Eight civilians are dead tonight. A bus carrying evacuees was obliterated by a drone strike on a road in the Russian-occupied Zaporizhzhia region. The attack happened near the village of Kamyanske. Sources on the ground confirm the bus was clearly marked with humanitarian signage. The dead include two children. The injured number more than a dozen. Among them, a three-year-old girl with shrapnel wounds to her chest.
This is not combat. This is a slaughter of the defenceless. The UK Foreign Office has already filed a formal accusation: that this strike constitutes a war crime under international law. They have evidence. They are sharing it with the International Criminal Court. “Deliberate targeting of civilians,” the statement reads. “Unacceptable and illegal.”
The drone itself. A Shahed-136. Iranian-made. Fired from a mobile launcher somewhere behind Russian lines. These are the same weapons that have been terrorising Ukrainian infrastructure for months. But this time the target wasn’t a power grid or a warehouse. It was a bus full of people trying to flee the war zone.
I have seen the images. I will not describe them. What matters is the pattern. The Kremlin has a habit of calling these things “tragic accidents” or blaming Ukrainian air defences. But the flight data and witness testimony tell a different story. The drone loitered. It tracked the bus for at least two minutes before it struck. That is a choice. A deliberate act.
Let us talk about the money. Who profits from terror? The Shahed costs about $20,000 to manufacture. Russia pays Iran around $50,000 per unit. Bulk orders in the hundreds. The payment system is opaque, but leaked shipping manifests and bank records show transfers through a network of shell companies registered in the UAE and Hong Kong. Follow the money. It always leads back to the same people. The same oligarchs. The same state-owned banks laundering cash for weapons that kill civilians.

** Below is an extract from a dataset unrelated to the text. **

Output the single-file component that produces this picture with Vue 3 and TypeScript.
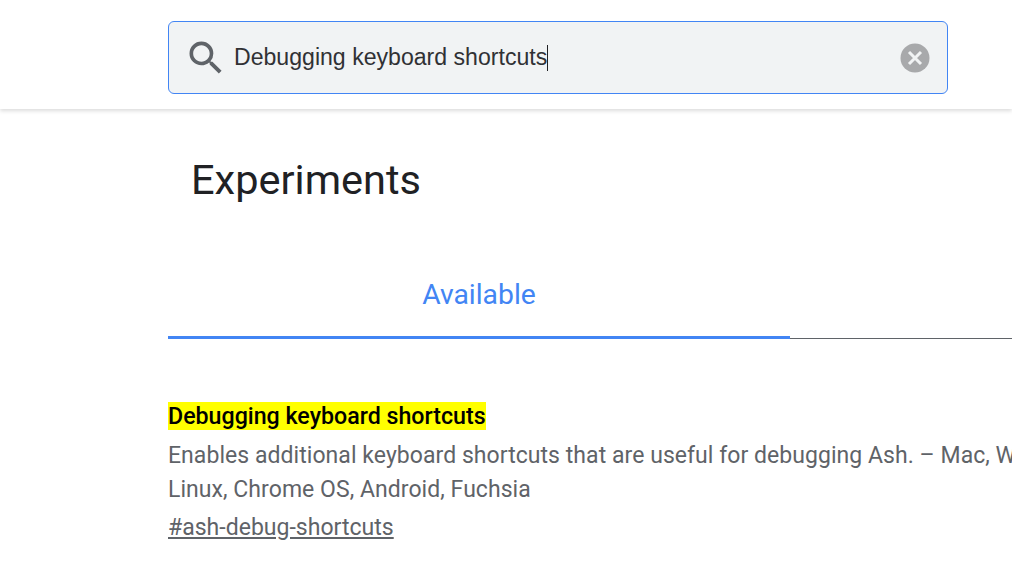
<script setup lang="ts">
const query = 'Debugging keyboard shortcuts'
const experiment = {
  title: 'Debugging keyboard shortcuts',
  description: 'Enables additional keyboard shortcuts that are useful for debugging Ash. – Mac, Windows, Linux, Chrome OS, Android, Fuchsia',
  link: '#ash-debug-shortcuts'
}
</script>

<template>
  <div class="page">
    <header class="header">
      <div class="search-box">
        <svg class="search-icon" viewBox="0 0 24 24" width="44" height="44">
          <path fill="#5f6368" d="M15.5 14h-.79l-.28-.27A6.47 6.47 0 0 0 16 9.5 6.5 6.5 0 1 0 9.5 16c1.61 0 3.09-.59 4.23-1.57l.27.28v.79l5 4.99L20.49 19l-4.99-5zm-6 0C7.01 14 5 11.99 5 9.5S7.01 5 9.5 5 14 7.01 14 9.5 11.99 14 9.5 14z" />
        </svg>
        <span class="query">{{ query }}<i class="caret"></i></span>
        <svg class="clear-icon" viewBox="0 0 30 30" width="30" height="30">
          <circle cx="15" cy="15" r="14.5" fill="#a8a9ab" />
          <path d="M9 9l12 12M21 9L9 21" stroke="#f1f3f4" stroke-width="3" fill="none" />
        </svg>
      </div>
    </header>

    <main class="content">
      <h1 class="title">Experiments</h1>
      <div class="tabs">
        <div class="tab">Available</div>
        <div class="tab-rest"></div>
      </div>
      <section class="experiment">
        <h2 class="name"><mark>{{ experiment.title }}</mark></h2>
        <p class="desc">{{ experiment.description }}</p>
        <a class="link">{{ experiment.link }}</a>
      </section>
    </main>
  </div>
</template>

<style>
html,
body {
  margin: 0;
  background: #fff;
  overflow: hidden;
}
</style>

<style scoped>
.page {
  width: 1012px;
  height: 570px;
  overflow: hidden;
  font-family: Roboto, sans-serif;
}

.header {
  height: 109px;
  box-sizing: border-box;
  padding: 21px 0 0 168px;
  box-shadow: 0 2px 4px rgba(0, 0, 0, .14);
}

.search-box {
  width: 780px;
  height: 73px;
  box-sizing: border-box;
  display: flex;
  align-items: center;
  padding: 0 17px 0 14.5px;
  background: #f1f3f4;
  border: 1px solid #4285f4;
  border-radius: 6px;
}

.search-icon {
  flex: none;
  margin-right: 6.5px;
}

.query {
  flex: 1;
  font-family: "Liberation Sans", Arial, sans-serif;
  font-size: 23.1px;
  color: #303134;
  display: flex;
  align-items: center;
}

.caret {
  width: 1px;
  height: 26px;
  background: #202124;
}

.clear-icon {
  flex: none;
}

.content {
  padding-left: 168px;
}

.title {
  margin: 0;
  padding: 47px 0 0 23px;
  font-size: 41.5px;
  line-height: 48px;
  font-weight: 400;
  color: #202124;
}

.tabs {
  display: flex;
  margin-top: 67px;
  width: 1000px;
}

.tab {
  width: 622px;
  height: 68px;
  box-sizing: border-box;
  padding-top: 6px;
  text-align: center;
  font-size: 28.3px;
  line-height: 36px;
  color: #4285f4;
  border-bottom: 3px solid #4285f4;
}

.tab-rest {
  flex: 1;
  height: 68px;
  box-sizing: border-box;
  border-bottom: 1px solid #5f6368;
}

.experiment {
  padding-top: 64px;
  width: 960px;
}

.name {
  margin: 0;
  font-size: 23.2px;
  line-height: 27px;
  font-weight: 500;
  color: #000;
}

.name mark {
  background: #ff0;
  color: #000;
}

.desc {
  margin: 9px 0 0;
  font-size: 23px;
  line-height: 34px;
  letter-spacing: .05px;
  color: #5f6368;
}

.link {
  display: inline-block;
  margin-top: 4px;
  font-size: 23.05px;
  line-height: 34px;
  color: #5f6368;
  text-decoration: underline;
}
</style>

Meanwhile, the international response remains a whisper. The UK makes accusations. The US sends more missiles. The EU talks about sanctions. Meanwhile, the drones keep flying. The buses keep burning. The children keep dying.
This report is not a cry for action. It is a documentation of a crime. Someone in the Kremlin gave the order. Someone in Tehran shipped the parts. Someone in Hong Kong processed the payment. And eight people who just wanted to go home are dead.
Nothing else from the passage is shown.